Tuesday, November 27, 2012

The Election

Two items in the news are serving to reinforce two of my favorite themes.

1. You can trust parties more than personalities.
2. The worst polluters do it because it's the cheapest way to do business.

In the months leading up to the 2012 election for Washington Governor, I found myself growing increasingly frustrated about the near invisibility of Puget Sound as a campaign issue.

The Gateway Pacific coalport proposal was tailor made for pro environment candidates. And yet the state and federal races best positioned to link the coalport to Puget Sound protection utterly failed to make the connection.

Both Jay Inslee and Rick Larsen stayed within the pro-coal box, which framed the coalport on issues of Jobs and Traffic Impacts.

One was willing to give Larsen a pass, as he no doubt had become accustomed to 2nd CD squeakers. But Inslee had no good excuse. Did Mr. Clean Green Economy really think voters would forget about his positions?

Inslee could have made Puget Sound more of a campaign issue but didn't have to because environmental voters knew a  Democrat is a better bet than a Republican.

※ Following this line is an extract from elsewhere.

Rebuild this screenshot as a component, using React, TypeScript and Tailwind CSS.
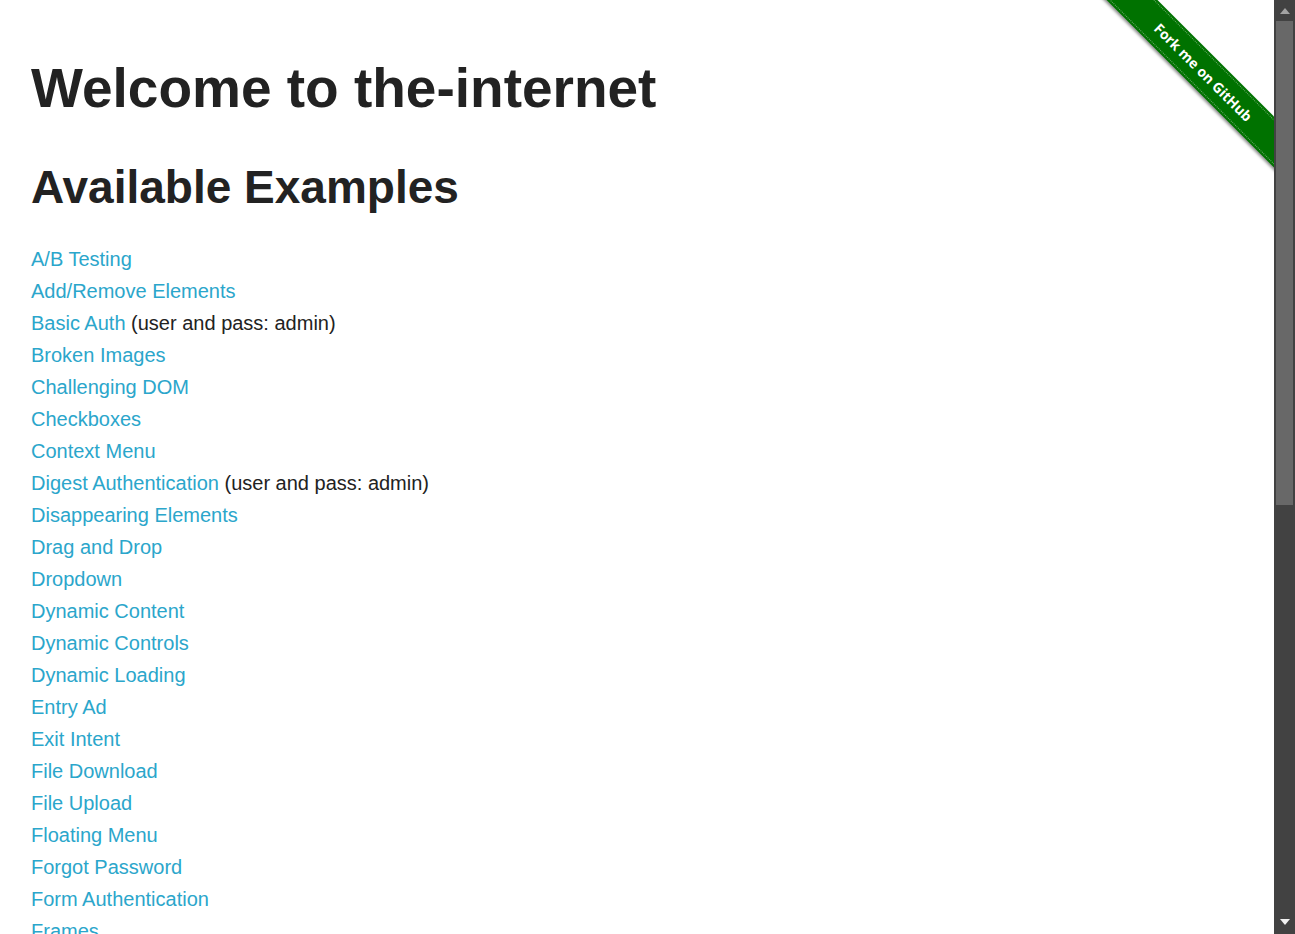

Poor Rob McKenna. You could tell business polluters and teabaggers were the biggest parts of his base, from his one attempt to reach out to independents. McKenna had William Ruckelshaus announce, vaguely, that he and McKenna had a conversation, and was convinced McKenna would protect the Sound.

Sure, Bill. No specifics, nothing coming out of McKenna's mouth that might alienate his base. Pathetic.

As it turned out, a vote for the environmental party was the smart vote. This week saw Governor-elect Inslee vowing to continue Gregoire's Puget Sound Partnership effort. Which as of today includes an executive order on ocean acidification. Go ahead, try and convince me a Governor-elect McKenna would have done anything similar.


No, McKenna's constituency can be seen in the week's notable anti-Puget Sound news, the review of endangered status of Orca pods J, K and L.

California farmers are behind the review, initiated by a suit brought by the Pacific Legal Foundation. They are claiming endangered status should be dropped because Puget Sound Orcas aren't genetically distinct from other orcas.

That's the sort of reasoning that said whites could take Indian land because they still have reservations. Or that Palestinians don't need a homeland because they're humans, and humans are all over the planet.

No, this is just the latest try to enshrine destruction of The Commons as a right, whether that right is couched as a property right or a right to conduct business.

Elections have consequences, and a Democratic victory means there is still time to stop polluters from profiting from doing business in the cheapest and dirtiest way they can.